Abd Samad menceritakan, awal mula merintis batik KaDe pada tahun 2020. Pandemi yang menggurita ke seluruh negara, mampu melumpuhkan perputaran perekonomian. Kendati dibatasi aturan, ia memberanikan diri membuka usaha batik.

 

Selain itu, ia memiliki keinginan besar agar batiknya tidak hanya dijual di pasar dan dipakai oleh ASN atau saat acara kondangan. Tapi dipakai oleh kaum milenial, seperti mahasiswa dan pelajar. Oleh karenanya ia mencoba membuat produk yang fashionable.

 

“Awalnya banyak yang nyinyir, karena kala itu masa pandemi. Namun saya tetap optimis, karena kami berkolaborasi dengan sekolah dan membuka agen.
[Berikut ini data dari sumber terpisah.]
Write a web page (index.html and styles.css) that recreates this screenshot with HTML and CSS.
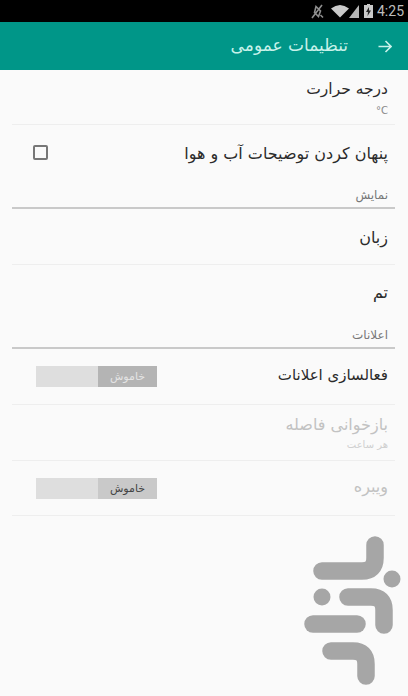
FILE: index.html
```
<!DOCTYPE html>
<html lang="fa">
<head>
<meta charset="utf-8">
<title>تنظیمات عمومی</title>
<link rel="stylesheet" href="styles.css">
</head>
<body>
<div class="status">
  <svg class="st-icon mute" width="13" height="15" viewBox="0 0 13 15"><path d="M1 14 L11 1 M5 2.5 L9.5 7 L7.5 12.5 L3.5 8.5 Z M9.5 11 L12 13.5" fill="none" stroke="#8f8f8f" stroke-width="1.6"/></svg>
  <svg class="st-icon wifi" width="18" height="14" viewBox="0 0 18 14"><path d="M0 4.5 Q9 -2.5 18 4.5 L9 13.5 Z" fill="#c9c9c9"/></svg>
  <svg class="st-icon signal" width="10" height="14" viewBox="0 0 10 14"><path d="M10 1 V14 H0 Z" fill="#b5b5b5"/></svg>
  <svg class="st-icon battery" width="9" height="14" viewBox="0 0 9 14"><path d="M3 0 H6 V1 H9 V14 H0 V1 H3 Z" fill="#c9c9c9"/><path d="M5 3 L2 8 H4 L3.5 12 L7 6.5 H5 Z" fill="#222"/></svg>
  <span class="clock">4:25</span>
</div>
<header class="bar">
  <svg class="back" width="14" height="13" viewBox="0 0 14 13"><path d="M0.5 6.5 H13 M7.5 1 L13 6.5 L7.5 12" fill="none" stroke="#c8f2ea" stroke-width="1.6"/></svg>
  <h1 class="bar-title">تنظیمات عمومی</h1>
</header>
<main class="list" dir="rtl">
  <div class="row top">
    <div class="texts"><div class="title mid high">درجه حرارت</div><div class="sub latin">°C</div></div>
  </div>
  <div class="row last">
    <div class="title low">پنهان کردن توضیحات آب و هوا</div>
    <span class="check"></span>
  </div>
  <div class="section">نمایش</div>
  <div class="row"><div class="title big low">زبان</div></div>
  <div class="row last"><div class="title big">تم</div></div>
  <div class="section">اعلانات</div>
  <div class="row">
    <div class="title small raise">فعالسازی اعلانات</div>
    <div class="toggle"><span class="knob dim">خاموش</span><span class="track"></span></div>
  </div>
  <div class="row disabled">
    <div class="texts"><div class="title lift">بازخوانی فاصله</div><div class="sub">هر ساعت</div></div>
  </div>
  <div class="row disabled end">
    <div class="title raise">ویبره</div>
    <div class="toggle"><span class="knob">خاموش</span><span class="track"></span></div>
  </div>
</main>
<svg class="logo" width="118" height="171" viewBox="290 525 118 171" fill="none" stroke="#a6a6a6" stroke-width="17.5" stroke-linecap="round" stroke-linejoin="round">
  <path d="M375 545 V558 Q375 571 362 571 H322"/>
  <path d="M348 597 H371 Q384 597 384 610 V625"/>
  <path d="M313 624 H357"/>
  <path d="M331 651 H353 Q366 651 366 664 V676"/>
  <circle cx="392" cy="579" r="8.5" fill="#a6a6a6" stroke="none"/>
  <circle cx="322" cy="597" r="8.5" fill="#a6a6a6" stroke="none"/>
</svg>
</body>
</html>
```
FILE: styles.css
```
* { box-sizing: border-box; }
html, body { margin: 0; padding: 0; }
body {
  position: relative;
  width: 408px;
  height: 696px;
  overflow: hidden;
  background: #fafafa;
  font-family: "DejaVu Sans", "Noto Sans", sans-serif;
}
.status {
  height: 22px;
  background: #000;
  display: flex;
  align-items: center;
  justify-content: flex-end;
  padding-right: 4px;
}
.mute { margin-right: 7px; }
.wifi { margin-right: 0; }
.signal { margin-right: 5px; }
.battery { margin-right: 4px; }
.clock {
  font-family: Roboto, sans-serif;
  font-size: 14px;
  color: #bdbdbd;
}
.bar {
  height: 48px;
  background: #009688;
  display: flex;
  align-items: center;
  justify-content: flex-start;
  flex-direction: row-reverse;
  padding-right: 16px;
  gap: 30px;
}
.bar-title {
  margin: 0 0 3px;
  font-size: 17px;
  font-weight: normal;
  color: #c8f2ea;
  direction: rtl;
}
.list { padding: 0 13px 0 12px; }
.row {
  height: 56px;
  display: flex;
  align-items: center;
  justify-content: space-between;
  padding: 0 7px 0 24px;
  border-bottom: 1px solid #eeeeee;
}
.row.top { height: 55px; }
.row.last { height: 55px; border-bottom: 0; }
.row.end { height: 55px; }
.title { font-size: 16px; color: #2b2b2b; line-height: 22px; }
.title.mid { font-size: 15.5px; }
.title.small { font-size: 15px; }
.title.big { font-size: 16px; }
.title.high { margin-bottom: 5px; }
.title.lift { margin-bottom: 3px; }
.title.raise { margin-bottom: 3px; }
.title.low { margin-top: 2px; }
.sub { font-size: 10px; color: #888; line-height: 12px; }
.sub.latin { direction: ltr; text-align: right; }
.check {
  width: 15px;
  height: 15px;
  border: 2px solid #777;
  border-radius: 2px;
  margin-left: -3px;
}
.section {
  height: 29px;
  padding: 7px 7px 0;
  font-size: 12px;
  color: #777;
  line-height: 16px;
  border-bottom: 2px solid #c9c9c9;
}
.toggle {
  width: 121px;
  height: 21px;
  display: flex;
}
.knob {
  width: 59px;
  background: #c9c9c9;
  font-size: 11px;
  line-height: 21px;
  color: #444;
  text-align: center;
}
.knob.dim { background: #b4b4b4; color: #e4e4e4; }
.track { flex: 1; background: #dedede; }
.disabled .title { color: #c2c2c2; }
.disabled .sub { color: #d0d0d0; }
.logo { position: absolute; left: 290px; top: 525px; }
```
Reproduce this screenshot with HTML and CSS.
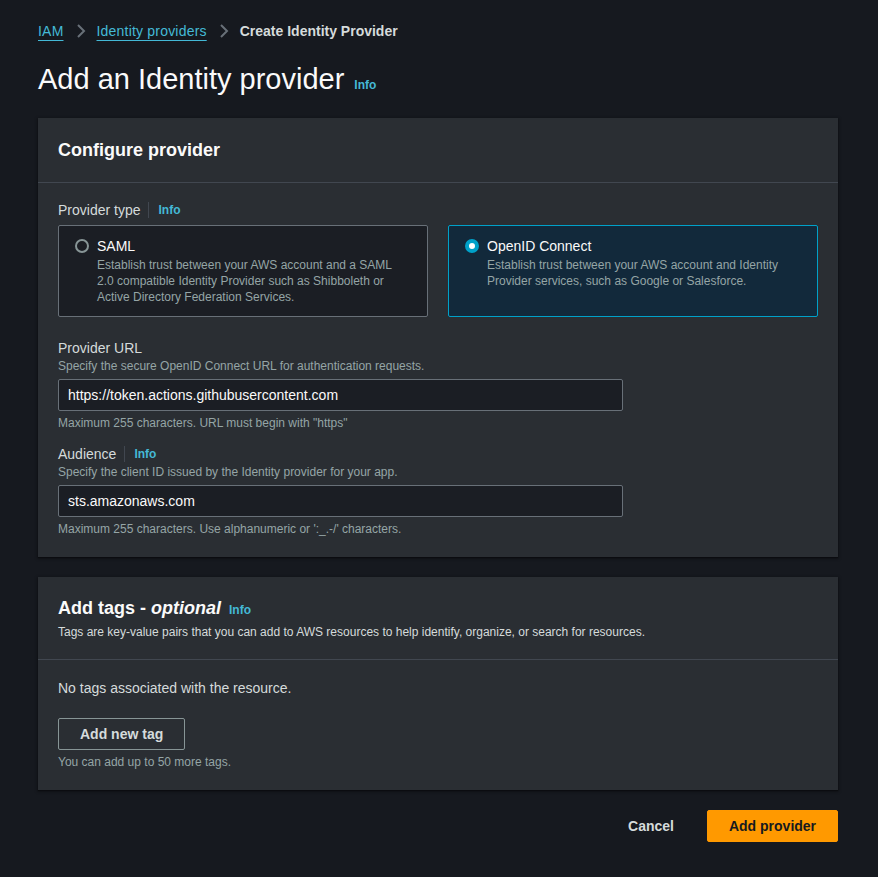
FILE: index.html
```html
<!DOCTYPE html>
<html lang="en">
<head>
<meta charset="utf-8">
<title>Add an Identity provider</title>
<link rel="stylesheet" href="styles.css">
</head>
<body>
<div class="page">
  <nav class="breadcrumbs">
    <a class="crumb-link" href="#">IAM</a>
    <svg class="chev" viewBox="0 0 10 14" width="10" height="14"><path d="M2 1l6 6-6 6" fill="none" stroke="currentColor" stroke-width="2"/></svg>
    <a class="crumb-link" href="#">Identity providers</a>
    <svg class="chev" viewBox="0 0 10 14" width="10" height="14"><path d="M2 1l6 6-6 6" fill="none" stroke="currentColor" stroke-width="2"/></svg>
    <span class="crumb-current">Create Identity Provider</span>
  </nav>

  <header class="page-header">
    <h1 class="page-title">Add an Identity provider</h1>
    <a class="info-link info-title" href="#">Info</a>
  </header>

  <section class="card">
    <div class="card-header">
      <h2 class="card-title">Configure provider</h2>
    </div>
    <div class="card-body">
      <div class="field-label">
        <span>Provider type</span>
        <span class="label-sep"></span>
        <a class="info-link" href="#">Info</a>
      </div>
      <div class="tiles">
        <label class="tile">
          <span class="radio"></span>
          <span class="tile-text">
            <span class="tile-title">SAML</span>
            <span class="tile-desc">Establish trust between your AWS account and a SAML 2.0 compatible Identity Provider such as Shibboleth or Active Directory Federation Services.</span>
          </span>
        </label>
        <label class="tile tile-selected">
          <span class="radio radio-checked"></span>
          <span class="tile-text">
            <span class="tile-title">OpenID Connect</span>
            <span class="tile-desc">Establish trust between your AWS account and Identity Provider services, such as Google or Salesforce.</span>
          </span>
        </label>
      </div>

      <div class="field field-url">
        <div class="field-label"><span>Provider URL</span></div>
        <div class="field-desc">Specify the secure OpenID Connect URL for authentication requests.</div>
        <div class="input">https://token.actions.githubusercontent.com</div>
        <div class="field-hint">Maximum 255 characters. URL must begin with "https"</div>
      </div>

      <div class="field field-aud">
        <div class="field-label">
          <span>Audience</span>
          <span class="label-sep"></span>
          <a class="info-link" href="#">Info</a>
        </div>
        <div class="field-desc">Specify the client ID issued by the Identity provider for your app.</div>
        <div class="input">sts.amazonaws.com</div>
        <div class="field-hint">Maximum 255 characters. Use alphanumeric or ':_.-/' characters.</div>
      </div>
    </div>
  </section>

  <section class="card">
    <div class="card-header card-header-tags">
      <div class="tags-title-row">
        <h2 class="card-title">Add tags - <em>optional</em></h2>
        <a class="info-link" href="#">Info</a>
      </div>
      <div class="card-desc">Tags are key-value pairs that you can add to AWS resources to help identify, organize, or search for resources.</div>
    </div>
    <div class="card-body card-body-tags">
      <p class="empty-text">No tags associated with the resource.</p>
      <button class="btn-normal" type="button">Add new tag</button>
      <div class="field-hint">You can add up to 50 more tags.</div>
    </div>
  </section>

  <footer class="actions">
    <button class="btn-link" type="button">Cancel</button>
    <button class="btn-primary" type="button">Add provider</button>
  </footer>
</div>
</body>
</html>
```

FILE: styles.css
```css
* { box-sizing: border-box; }

html, body {
  margin: 0;
  padding: 0;
  background: #16191f;
}

body {
  font-family: "Liberation Sans", Arial, sans-serif;
  color: #d5dbdb;
  font-size: 14px;
  line-height: 20px;
}

.page {
  padding: 21px 40px 30px 38px;
}

a { text-decoration: none; }

.breadcrumbs {
  display: flex;
  align-items: center;
  height: 20px;
  font-size: 14px;
}

.crumb-link {
  color: #44b9d6;
  text-decoration: underline;
  text-underline-offset: 4px;
  letter-spacing: 0.2px;
}

.chev {
  color: #687078;
  width: 10px;
  height: 14px;
  margin: 0 11px 0 12px;
}

.crumb-current {
  color: #d5dbdb;
  font-weight: bold;
}

.page-header {
  display: flex;
  align-items: baseline;
  margin-top: 18px;
  height: 44px;
}

.page-title {
  margin: 0;
  font-size: 29px;
  line-height: 40px;
  font-weight: normal;
  color: #fafafa;
}

.info-link {
  color: #44b9d6;
  font-weight: bold;
  font-size: 12px;
}

.info-title {
  margin-left: 10px;
}

.card {
  background: #2a2e33;
  box-shadow: 0 1px 1px 0 rgba(0, 0, 0, 0.3), 0 1px 3px 1px rgba(0, 0, 0, 0.3);
  margin-top: 15px;
}

.card + .card {
  margin-top: 20px;
}

.card-header {
  padding: 20px 20px 20px;
  border-bottom: 1px solid #414750;
}

.card-title {
  margin: 0;
  font-size: 18px;
  line-height: 24px;
  font-weight: bold;
  color: #fafafa;
}

.card-title em {
  font-style: italic;
}

.card-body {
  padding: 17px 20px 20px;
}

.field-label {
  display: flex;
  align-items: center;
  color: #d5dbdb;
  font-size: 14px;
  line-height: 20px;
}

.label-sep {
  display: inline-block;
  width: 1px;
  height: 16px;
  background: #414750;
  margin: 0 9px 0 8px;
}

.tiles {
  display: grid;
  grid-template-columns: 1fr 1fr;
  gap: 20px;
  margin-top: 5px;
}

.tile {
  display: flex;
  align-items: flex-start;
  gap: 8px;
  padding: 10px 16px 11px;
  border: 1px solid #687078;
  border-radius: 2px;
  background: #1b1e24;
}

.tile-selected {
  background: #12293b;
  border-color: #00a1c9;
}

.radio {
  flex: none;
  width: 14px;
  height: 14px;
  margin-top: 3px;
  border: 2px solid #879596;
  border-radius: 50%;
}

.radio-checked {
  border: 4px solid #00a1c9;
  background: #ffffff;
}

.tile-text {
  display: flex;
  flex-direction: column;
}

.tile-title {
  color: #fafafa;
  font-size: 14px;
  line-height: 20px;
  margin-bottom: 1px;
}

.tile-desc {
  color: #95a5a6;
  font-size: 12px;
  line-height: 16px;
}

.field-url {
  margin-top: 21px;
}

.field-aud {
  margin-top: 13px;
}

.field-desc {
  color: #95a5a6;
  font-size: 12px;
  line-height: 16px;
}

.input {
  width: 565px;
  height: 32px;
  margin-top: 5px;
  padding: 0 9px;
  border: 1px solid #687078;
  border-radius: 2px;
  background: #1b1e24;
  color: #fafafa;
  font-size: 14px;
  line-height: 30px;
}

.field-hint {
  margin-top: 4px;
  color: #95a5a6;
  font-size: 12px;
  line-height: 16px;
}

.card-header-tags {
  padding: 20px 20px 19px;
}

.tags-title-row {
  display: flex;
  align-items: baseline;
  gap: 8px;
}

.tags-title-row .card-title {
  line-height: 22px;
}

.card-desc {
  margin-top: 4px;
  color: #d5dbdb;
  font-size: 12px;
  line-height: 16px;
}

.card-body-tags {
  padding: 18px 20px 20px;
}

.empty-text {
  margin: 0;
  color: #d5dbdb;
  font-size: 14px;
  line-height: 20px;
}

.btn-normal {
  display: block;
  margin-top: 20px;
  height: 32px;
  padding: 0 21px;
  background: transparent;
  border: 1px solid #879596;
  border-radius: 2px;
  color: #d5dbdb;
  font-family: inherit;
  font-size: 14px;
  font-weight: bold;
}

.card-body-tags .field-hint {
  margin-top: 4px;
}

.actions {
  display: flex;
  justify-content: flex-end;
  align-items: center;
  gap: 13px;
  margin-top: 20px;
}

.btn-link {
  height: 32px;
  padding: 0 20px;
  background: transparent;
  border: none;
  color: #d5dbdb;
  font-family: inherit;
  font-size: 14px;
  font-weight: bold;
}

.btn-primary {
  height: 32px;
  width: 131px;
  padding: 0 20px;
  background: #ff9900;
  border: 1px solid #ff9900;
  border-radius: 2px;
  color: #16191f;
  font-family: inherit;
  font-size: 14px;
  font-weight: bold;
}
```
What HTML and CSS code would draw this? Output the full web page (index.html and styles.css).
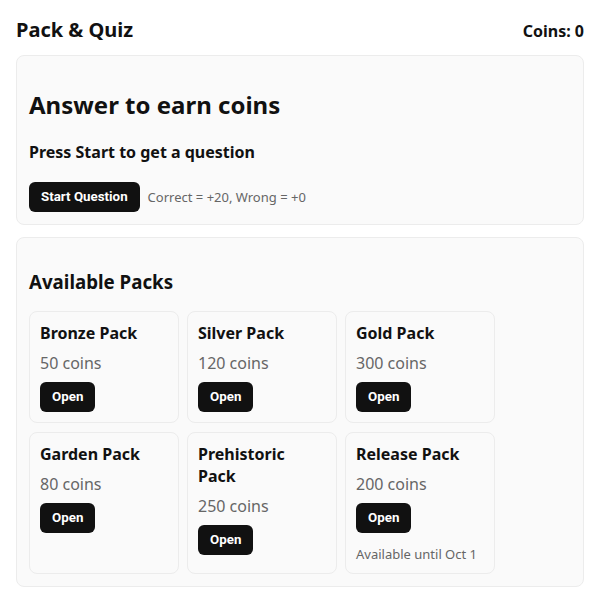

Berjalannya waktu, kami bertemu dengan orang Surabaya di cafe yang kala itu lapaknya dipusatkan di situ. Ternyata orang itu butuh batik untuk putrinya yang sedang mengikuti lomba putri cilik Indonesia 2020 di Bali,” curahnya.

 

Saat proses tawar menawar harga, lanjutnya, orang itu minta diskon. Menyikapi hal itu, kata Abd Samad, ia tidak menjualnya, melainkan memberikan 2 motif batik secara cuma-cuma. Namun dengan syarat, putrinya harus juara di perlombaan itu. 

 

Satu bulan kemudian, orang itu mengabarinya bahwa anaknya menang di kejuaraan putri cilik Indonesia. Ia menceritakan percakapannya di telepon bahwa orang pertama yang akan dikunjunginya adalah dirinya sendiri.

 

"Mendengar kabar baik itu, saya beranikan buka toko di Jalan Raya Ceguk Barat, Kecamatan Tlanakan, Pamekasan, tepatnya di area Terminal Ronggo Sukowati). Untuk menyambutnya, kami desain agar toko kami dilaunching oleh putri cilik Indonesia. Sejak itulah produk kami terkenal di media cetak dan online,” kenangnya.

 

Pembina Gerakan Ekonomi Kreatif Nasional (Gekrafis) Pamekasan ini menegaskan, kendati harga tembakau melonjak tinggi, harga batik tetap standar. Yang menjadi kendala saat ini adalah perajin dan pedagang batik merasa lesu karena produknya tidak laku. Sedangkan di akhir bulan lalu, bahan-bahan batik naik. 

 

“Saya membantah bahwa harga batik naik. Sampai saat ini masih standar. Bagiku, jika saya bisa membayar upah karyawan, memenuhi kebutuhan toko dan keluarga, itu sudah cukup untuk menstabilkan perputaraan ekonomi,” tandasnya.